begin

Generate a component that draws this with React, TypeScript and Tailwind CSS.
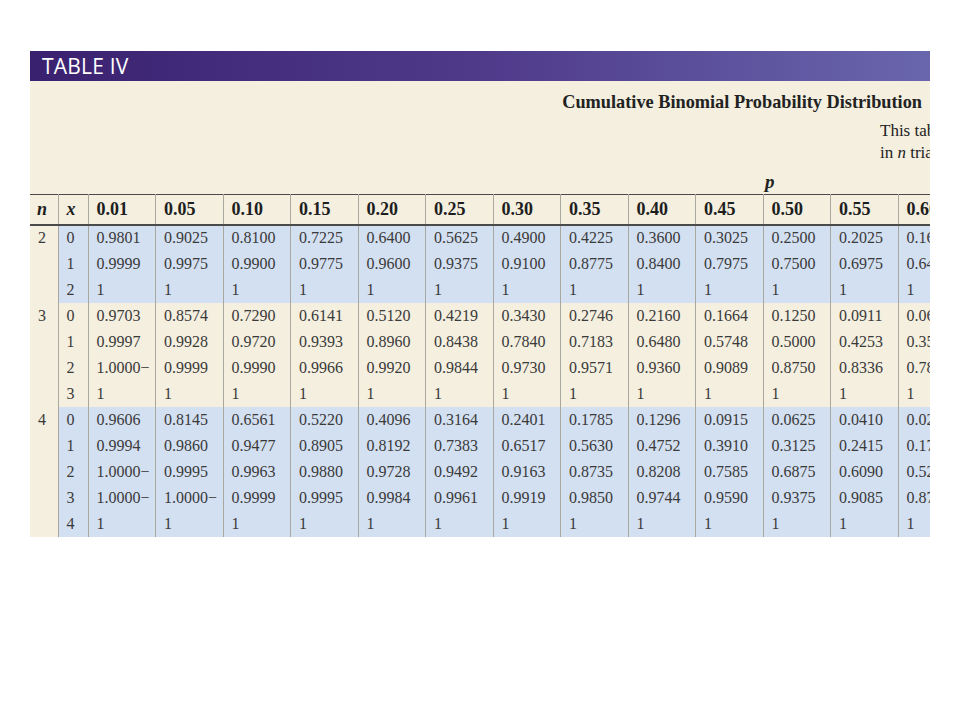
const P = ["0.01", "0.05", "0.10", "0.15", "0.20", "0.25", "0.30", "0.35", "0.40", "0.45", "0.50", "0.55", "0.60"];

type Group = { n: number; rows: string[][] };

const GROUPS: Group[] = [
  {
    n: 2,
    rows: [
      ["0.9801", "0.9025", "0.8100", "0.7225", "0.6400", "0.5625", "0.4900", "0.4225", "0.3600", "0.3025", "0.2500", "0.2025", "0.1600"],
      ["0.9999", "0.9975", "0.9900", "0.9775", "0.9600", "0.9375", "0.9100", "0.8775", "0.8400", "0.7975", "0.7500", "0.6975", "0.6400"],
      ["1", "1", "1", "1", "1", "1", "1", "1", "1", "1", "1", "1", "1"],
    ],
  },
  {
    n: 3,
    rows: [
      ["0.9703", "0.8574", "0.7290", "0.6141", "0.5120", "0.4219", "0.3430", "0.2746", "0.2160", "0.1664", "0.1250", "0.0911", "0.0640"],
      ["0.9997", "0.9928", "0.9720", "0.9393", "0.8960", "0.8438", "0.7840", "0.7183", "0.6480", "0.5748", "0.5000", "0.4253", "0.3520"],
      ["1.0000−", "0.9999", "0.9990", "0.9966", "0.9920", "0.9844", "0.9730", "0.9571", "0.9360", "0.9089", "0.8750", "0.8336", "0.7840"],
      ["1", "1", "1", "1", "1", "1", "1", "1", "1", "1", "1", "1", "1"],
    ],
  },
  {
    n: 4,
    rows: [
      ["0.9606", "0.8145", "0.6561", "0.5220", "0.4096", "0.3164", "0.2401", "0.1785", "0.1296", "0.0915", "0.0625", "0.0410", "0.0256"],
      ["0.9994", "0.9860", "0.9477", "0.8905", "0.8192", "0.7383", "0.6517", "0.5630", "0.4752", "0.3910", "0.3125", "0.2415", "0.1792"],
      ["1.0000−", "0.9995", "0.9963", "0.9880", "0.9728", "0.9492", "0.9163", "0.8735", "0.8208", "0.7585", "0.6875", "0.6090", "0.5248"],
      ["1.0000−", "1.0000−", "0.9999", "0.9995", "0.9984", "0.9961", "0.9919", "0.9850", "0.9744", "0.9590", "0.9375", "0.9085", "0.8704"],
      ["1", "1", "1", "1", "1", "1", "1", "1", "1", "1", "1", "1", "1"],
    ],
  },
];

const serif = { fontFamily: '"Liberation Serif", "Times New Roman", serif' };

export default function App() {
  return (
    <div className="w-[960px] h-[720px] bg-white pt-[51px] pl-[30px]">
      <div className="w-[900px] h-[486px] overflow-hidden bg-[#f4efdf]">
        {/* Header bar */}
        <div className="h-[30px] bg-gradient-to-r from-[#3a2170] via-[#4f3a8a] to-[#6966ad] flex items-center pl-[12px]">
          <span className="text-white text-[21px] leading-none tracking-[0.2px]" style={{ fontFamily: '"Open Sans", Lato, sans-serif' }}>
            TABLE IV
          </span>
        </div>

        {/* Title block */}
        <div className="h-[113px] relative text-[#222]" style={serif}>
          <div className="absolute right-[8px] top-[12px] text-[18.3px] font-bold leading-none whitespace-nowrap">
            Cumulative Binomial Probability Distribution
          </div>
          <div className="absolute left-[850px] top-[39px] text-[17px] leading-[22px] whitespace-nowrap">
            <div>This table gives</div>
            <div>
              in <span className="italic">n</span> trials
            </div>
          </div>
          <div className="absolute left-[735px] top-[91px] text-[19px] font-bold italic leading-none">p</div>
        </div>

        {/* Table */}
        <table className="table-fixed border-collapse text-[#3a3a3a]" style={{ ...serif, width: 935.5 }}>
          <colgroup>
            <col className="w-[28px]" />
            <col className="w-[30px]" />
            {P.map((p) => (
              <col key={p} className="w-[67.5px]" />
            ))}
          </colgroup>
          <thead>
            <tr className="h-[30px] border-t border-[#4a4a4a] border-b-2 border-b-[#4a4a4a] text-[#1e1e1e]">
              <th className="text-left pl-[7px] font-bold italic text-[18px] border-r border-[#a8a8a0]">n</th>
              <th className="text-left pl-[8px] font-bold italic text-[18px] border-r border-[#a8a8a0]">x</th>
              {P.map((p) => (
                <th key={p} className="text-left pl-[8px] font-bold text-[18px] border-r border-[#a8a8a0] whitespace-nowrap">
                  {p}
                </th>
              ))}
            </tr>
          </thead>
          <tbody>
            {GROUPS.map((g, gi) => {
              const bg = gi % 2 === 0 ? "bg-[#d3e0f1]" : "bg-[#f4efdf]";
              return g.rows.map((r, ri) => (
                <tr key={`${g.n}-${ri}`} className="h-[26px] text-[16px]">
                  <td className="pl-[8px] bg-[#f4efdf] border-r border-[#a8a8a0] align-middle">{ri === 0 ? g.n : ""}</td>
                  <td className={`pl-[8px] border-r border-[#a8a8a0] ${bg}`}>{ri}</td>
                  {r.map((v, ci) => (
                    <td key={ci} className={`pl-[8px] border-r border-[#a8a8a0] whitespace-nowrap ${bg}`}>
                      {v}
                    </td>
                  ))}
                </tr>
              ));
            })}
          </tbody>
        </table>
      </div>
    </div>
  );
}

end

- Task brief: Repeat the listing in full and exactly. Leave any pictures out.

- Solution for this task:
Generate a component that draws this with React, TypeScript and Tailwind CSS.
const P = ["0.01", "0.05", "0.10", "0.15", "0.20", "0.25", "0.30", "0.35", "0.40", "0.45", "0.50", "0.55", "0.60"];

type Group = { n: number; rows: string[][] };

const GROUPS: Group[] = [
  {
    n: 2,
    rows: [
      ["0.9801", "0.9025", "0.8100", "0.7225", "0.6400", "0.5625", "0.4900", "0.4225", "0.3600", "0.3025", "0.2500", "0.2025", "0.1600"],
      ["0.9999", "0.9975", "0.9900", "0.9775", "0.9600", "0.9375", "0.9100", "0.8775", "0.8400", "0.7975", "0.7500", "0.6975", "0.6400"],
      ["1", "1", "1", "1", "1", "1", "1", "1", "1", "1", "1", "1", "1"],
    ],
  },
  {
    n: 3,
    rows: [
      ["0.9703", "0.8574", "0.7290", "0.6141", "0.5120", "0.4219", "0.3430", "0.2746", "0.2160", "0.1664", "0.1250", "0.0911", "0.0640"],
      ["0.9997", "0.9928", "0.9720", "0.9393", "0.8960", "0.8438", "0.7840", "0.7183", "0.6480", "0.5748", "0.5000", "0.4253", "0.3520"],
      ["1.0000−", "0.9999", "0.9990", "0.9966", "0.9920", "0.9844", "0.9730", "0.9571", "0.9360", "0.9089", "0.8750", "0.8336", "0.7840"],
      ["1", "1", "1", "1", "1", "1", "1", "1", "1", "1", "1", "1", "1"],
    ],
  },
  {
    n: 4,
    rows: [
      ["0.9606", "0.8145", "0.6561", "0.5220", "0.4096", "0.3164", "0.2401", "0.1785", "0.1296", "0.0915", "0.0625", "0.0410", "0.0256"],
      ["0.9994", "0.9860", "0.9477", "0.8905", "0.8192", "0.7383", "0.6517", "0.5630", "0.4752", "0.3910", "0.3125", "0.2415", "0.1792"],
      ["1.0000−", "0.9995", "0.9963", "0.9880", "0.9728", "0.9492", "0.9163", "0.8735", "0.8208", "0.7585", "0.6875", "0.6090", "0.5248"],
      ["1.0000−", "1.0000−", "0.9999", "0.9995", "0.9984", "0.9961", "0.9919", "0.9850", "0.9744", "0.9590", "0.9375", "0.9085", "0.8704"],
      ["1", "1", "1", "1", "1", "1", "1", "1", "1", "1", "1", "1", "1"],
    ],
  },
];

const serif = { fontFamily: '"Liberation Serif", "Times New Roman", serif' };

export default function App() {
  return (
    <div className="w-[960px] h-[720px] bg-white pt-[51px] pl-[30px]">
      <div className="w-[900px] h-[486px] overflow-hidden bg-[#f4efdf]">
        {/* Header bar */}
        <div className="h-[30px] bg-gradient-to-r from-[#3a2170] via-[#4f3a8a] to-[#6966ad] flex items-center pl-[12px]">
          <span className="text-white text-[21px] leading-none tracking-[0.2px]" style={{ fontFamily: '"Open Sans", Lato, sans-serif' }}>
            TABLE IV
          </span>
        </div>

        {/* Title block */}
        <div className="h-[113px] relative text-[#222]" style={serif}>
          <div className="absolute right-[8px] top-[12px] text-[18.3px] font-bold leading-none whitespace-nowrap">
            Cumulative Binomial Probability Distribution
          </div>
          <div className="absolute left-[850px] top-[39px] text-[17px] leading-[22px] whitespace-nowrap">
            <div>This table gives</div>
            <div>
              in <span className="italic">n</span> trials
            </div>
          </div>
          <div className="absolute left-[735px] top-[91px] text-[19px] font-bold italic leading-none">p</div>
        </div>

        {/* Table */}
        <table className="table-fixed border-collapse text-[#3a3a3a]" style={{ ...serif, width: 935.5 }}>
          <colgroup>
            <col className="w-[28px]" />
            <col className="w-[30px]" />
            {P.map((p) => (
              <col key={p} className="w-[67.5px]" />
            ))}
          </colgroup>
          <thead>
            <tr className="h-[30px] border-t border-[#4a4a4a] border-b-2 border-b-[#4a4a4a] text-[#1e1e1e]">
              <th className="text-left pl-[7px] font-bold italic text-[18px] border-r border-[#a8a8a0]">n</th>
              <th className="text-left pl-[8px] font-bold italic text-[18px] border-r border-[#a8a8a0]">x</th>
              {P.map((p) => (
                <th key={p} className="text-left pl-[8px] font-bold text-[18px] border-r border-[#a8a8a0] whitespace-nowrap">
                  {p}
                </th>
              ))}
            </tr>
          </thead>
          <tbody>
            {GROUPS.map((g, gi) => {
              const bg = gi % 2 === 0 ? "bg-[#d3e0f1]" : "bg-[#f4efdf]";
              return g.rows.map((r, ri) => (
                <tr key={`${g.n}-${ri}`} className="h-[26px] text-[16px]">
                  <td className="pl-[8px] bg-[#f4efdf] border-r border-[#a8a8a0] align-middle">{ri === 0 ? g.n : ""}</td>
                  <td className={`pl-[8px] border-r border-[#a8a8a0] ${bg}`}>{ri}</td>
                  {r.map((v, ci) => (
                    <td key={ci} className={`pl-[8px] border-r border-[#a8a8a0] whitespace-nowrap ${bg}`}>
                      {v}
                    </td>
                  ))}
                </tr>
              ));
            })}
          </tbody>
        </table>
      </div>
    </div>
  );
}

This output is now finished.